Toledo priest Robinson, convicted in nun’s murder, reportedly in hospice

OHIO
Toledo Faith & Values

David Yonke Jun 2, 2014

Gerald Robinson, the Toledo Catholic priest who was convicted in 2006 of murdering a nun 26 years earlier, suffered a severe heart attack and has been moved to a prison hospice in Columbus, according to his attorney.

Rick Kerger, who has represented Robinson in a series of appeals since 2010, said the 76-year-old priest suffered the heart attack over the weekend and is not expected to recover. He is seeking to have Robinson moved to Toledo so that he can “die at home.”

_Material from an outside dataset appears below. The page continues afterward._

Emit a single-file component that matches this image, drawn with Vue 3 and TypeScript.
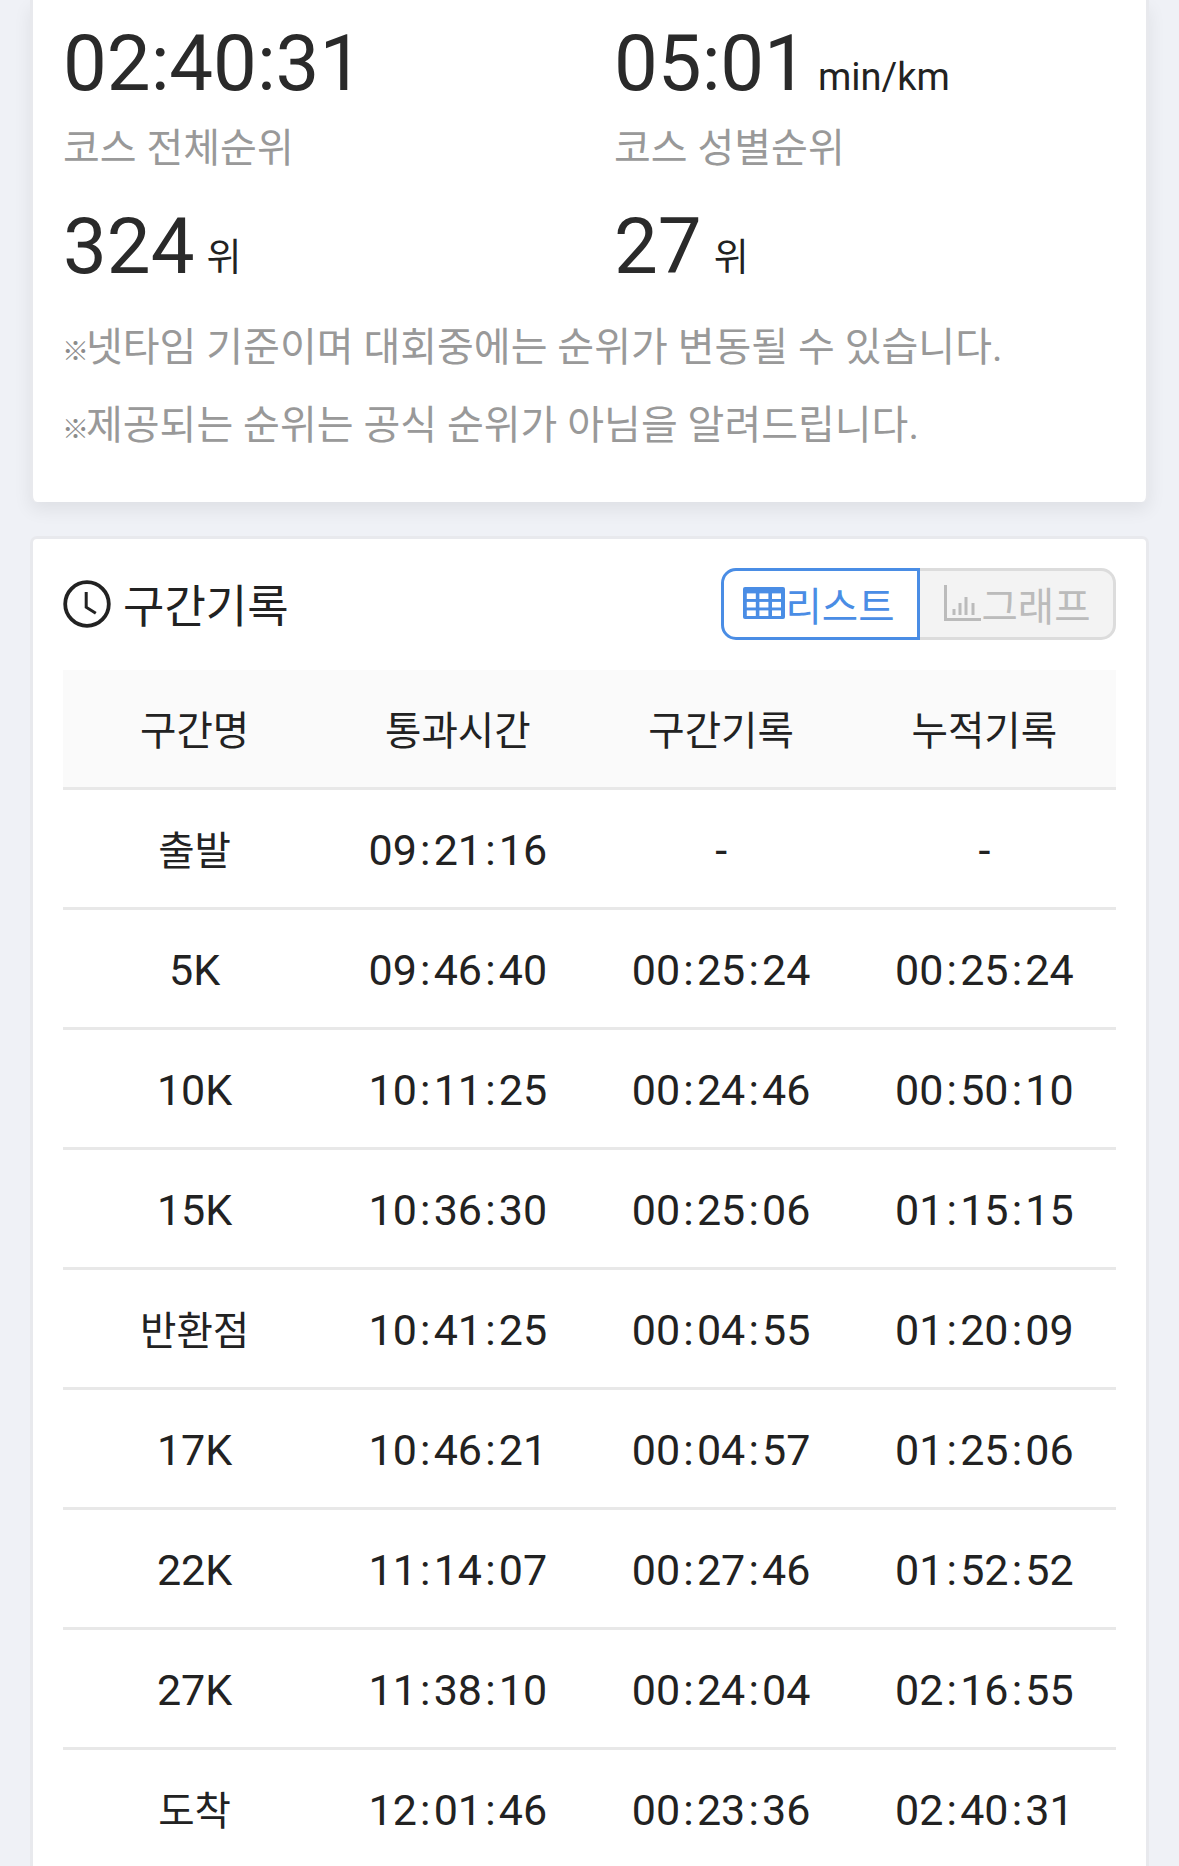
<script setup lang="ts">
interface Row { name: string; pass: string; split: string; total: string }

const rows: Row[] = [
  { name: '출발', pass: '09:21:16', split: '-', total: '-' },
  { name: '5K', pass: '09:46:40', split: '00:25:24', total: '00:25:24' },
  { name: '10K', pass: '10:11:25', split: '00:24:46', total: '00:50:10' },
  { name: '15K', pass: '10:36:30', split: '00:25:06', total: '01:15:15' },
  { name: '반환점', pass: '10:41:25', split: '00:04:55', total: '01:20:09' },
  { name: '17K', pass: '10:46:21', split: '00:04:57', total: '01:25:06' },
  { name: '22K', pass: '11:14:07', split: '00:27:46', total: '01:52:52' },
  { name: '27K', pass: '11:38:10', split: '00:24:04', total: '02:16:55' },
  { name: '도착', pass: '12:01:46', split: '00:23:36', total: '02:40:31' },
]

const headers = ['구간명', '통과시간', '구간기록', '누적기록']

const cells = (r: Row): string[] => [r.name, r.pass, r.split, r.total]
const isKorean = (s: string): boolean => /[가-힣]/.test(s)
const tableCols = [0, 1, 2]
const tableRows = [0, 1, 2]
const bars = [
  { x: 10, h: 6 },
  { x: 16, h: 12 },
  { x: 22, h: 18 },
  { x: 29, h: 12 },
]
</script>

<template>
  <div class="page">
    <section class="card card-top">
      <div class="stats">
        <div class="stat">
          <div class="value"><span class="num">02<i class="colon">:</i>40<i class="colon">:</i>31</span></div>
          <div class="label">코스 전체순위</div>
          <div class="value value-rank"><span class="num">324</span><span class="unit-ko">위</span></div>
        </div>
        <div class="stat">
          <div class="value"><span class="num">05<i class="colon">:</i>01</span><span class="unit">min/km</span></div>
          <div class="label">코스 성별순위</div>
          <div class="value value-rank"><span class="num">27</span><span class="unit-ko">위</span></div>
        </div>
      </div>
      <p class="note note-first"><span class="mark">※</span>넷타임 기준이며 대회중에는 순위가 변동될 수 있습니다.</p>
      <p class="note"><span class="mark">※</span>제공되는 순위는 공식 순위가 아님을 알려드립니다.</p>
    </section>

    <section class="card card-splits">
      <header class="head">
        <h2 class="title">
          <svg class="clock" viewBox="0 0 48 48" width="48" height="48" fill="none" stroke="#222" stroke-width="3.8">
            <circle cx="24" cy="24" r="21.8" />
            <path d="M23.2 12v15.2l9.6 6" stroke-width="3" />
          </svg>
          <span class="title-text">구간기록</span>
        </h2>
        <div class="switch">
          <button class="tab tab-on" type="button">
            <svg viewBox="0 0 42 32" width="42" height="32">
              <rect width="42" height="32" rx="2" fill="#4a8de5" />
              <template v-for="c in tableCols" :key="c">
                <rect
                  v-for="r in tableRows"
                  :key="r"
                  :x="3.8 + c * 12.6"
                  :y="6.4 + r * 8.5"
                  width="9"
                  height="5.6"
                  fill="#fff"
                />
              </template>
            </svg>
            <span>리스트</span>
          </button>
          <button class="tab tab-off" type="button">
            <svg viewBox="0 0 37 36" width="37" height="36" fill="none" stroke="#bbb">
              <path d="M1.5 0v34.5H37" stroke-width="3" />
              <path
                v-for="b in bars"
                :key="b.x"
                :d="`M${b.x} 30V${30 - b.h}`"
                stroke-width="3"
              />
            </svg>
            <span>그래프</span>
          </button>
        </div>
      </header>

      <table class="table">
        <thead>
          <tr>
            <th v-for="h in headers" :key="h">{{ h }}</th>
          </tr>
        </thead>
        <tbody>
          <tr v-for="r in rows" :key="r.name">
            <td v-for="(c, i) in cells(r)" :key="i" :class="{ ko: isKorean(c) }">
              <template v-for="(part, j) in c.split(':')" :key="j"><i v-if="j > 0" class="colon-sm">:</i>{{ part }}</template>
            </td>
          </tr>
        </tbody>
      </table>
    </section>
  </div>
</template>

<style>
html, body { margin: 0; background: #eff1f6; }
</style>

<style scoped>
.page {
  height: 1866px;
  overflow: hidden;
  padding: 0 30px;
  background: #eff1f6;
  color: #222;
  font-family: Roboto, "Noto Sans CJK KR", sans-serif;
}
.card {
  box-sizing: border-box;
  background: #fff;
  border: 3px solid #e8e9ed;
  border-radius: 7px;
  padding: 0 30px;
}
.card-top {
  height: 502px;
  border-top: none;
  border-bottom: none;
  border-radius: 0 0 7px 7px;
  padding-top: 26px;
  box-shadow: 0 8px 18px rgba(0, 0, 0, 0.07);
}
.card-splits {
  margin-top: 34px;
  padding-top: 29px;
}
.stats {
  display: grid;
  grid-template-columns: 551px 1fr;
}
.value {
  height: 76px;
  line-height: 76px;
  white-space: nowrap;
}
.value-rank {
  margin-top: 33.5px;
}
.num {
  font-size: 78px;
  font-weight: 400;
  color: #2a2a2a;
  line-height: 76px;
}
.colon {
  font-style: normal;
  letter-spacing: -0.3px;
}
.unit {
  margin-left: 10px;
  font-size: 38px;
}
.unit-ko {
  margin-left: 12px;
  font-size: 38px;
  line-height: 1;
  vertical-align: 3px;
}
.label {
  margin-top: 21px;
  height: 52px;
  line-height: 52px;
  font-size: 40px;
  color: #999;
}
.note {
  margin: 0;
  font-size: 40px;
  line-height: 78px;
  color: #999;
  white-space: nowrap;
}
.note-first {
  margin-top: 24px;
}
.mark {
  margin-left: -1px;
  font-size: 27px;
  line-height: 1;
  letter-spacing: -3px;
  font-weight: 700;
  color: #8c8c8c;
}
.head {
  display: flex;
  align-items: center;
  justify-content: space-between;
  height: 72px;
}
.title {
  display: flex;
  align-items: center;
  gap: 12px;
  margin: 0;
  font-size: 45px;
  font-weight: 400;
  color: #222;
}
.title-text {
  position: relative;
  top: -1px;
}
.switch {
  display: flex;
  height: 72px;
}
.tab {
  box-sizing: border-box;
  display: flex;
  align-items: center;
  justify-content: center;
  height: 72px;
  padding: 0 0 2px;
  font: inherit;
  font-size: 39.5px;
  border-style: solid;
  border-width: 3px;
}
.tab-on {
  width: 199px;
  padding-right: 2px;
  color: #4a8de5;
  background: #fff;
  border-color: #4a8de5;
  border-radius: 15px 0 0 15px;
}
.tab-on svg {
  margin-left: -1px;
}
.tab-off {
  width: 196px;
  color: #bbb;
  background: #f3f3f3;
  border-color: #dcdcdc;
  border-left: none;
  border-radius: 0 15px 15px 0;
}
.tab-off svg {
  margin-left: 2px;
}
.table {
  width: 100%;
  margin-top: 30px;
  table-layout: fixed;
  border-collapse: collapse;
}
th, td {
  box-sizing: content-box;
  text-align: center;
  font-weight: 400;
  color: #222;
}
th {
  height: 115px;
  padding: 0 0 2px;
  font-size: 39.6px;
  background: #fafafa;
  border-bottom: 3px solid #e8e8e8;
}
td {
  height: 115px;
  padding: 2px 0 0;
  font-size: 43px;
  border-bottom: 3px solid #e8e8e8;
}
td.ko {
  height: 114px;
  padding: 0 0 3px;
  font-size: 39.6px;
}
.colon-sm {
  font-style: normal;
  margin: 0 3.2px;
}
</style>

Robinson was convicted in Lucas County Common Pleas Court on May 11, 2006, for the brutal murder of Sister Margaret Ann Pahl, a 71-year-old nun who was attacked in the sacristy of the former Mercy Hospital near downtown Toledo on Holy Saturday, 1980. The petite, elderly nun had been choked nearly to death and then stabbed 32 times in the neck, chest, and face. The killer left Sister Pahl lying on the floor of the sacristy, adjacent to the hospital chapel, partly naked, where her body was discovered by another nun.

Detectives who investigated the murder in 1980 said that within a week Robinson was their sole suspect. But he was not arrested until April, 2004, after another Toledo nun testified before the diocesan review board that she had been abused as a child by members of a cult that included Robinson. Her testimony reached the Ohio Attorney General’s office, which ordered the Lucas County Cold Case Squad to look into her allegations.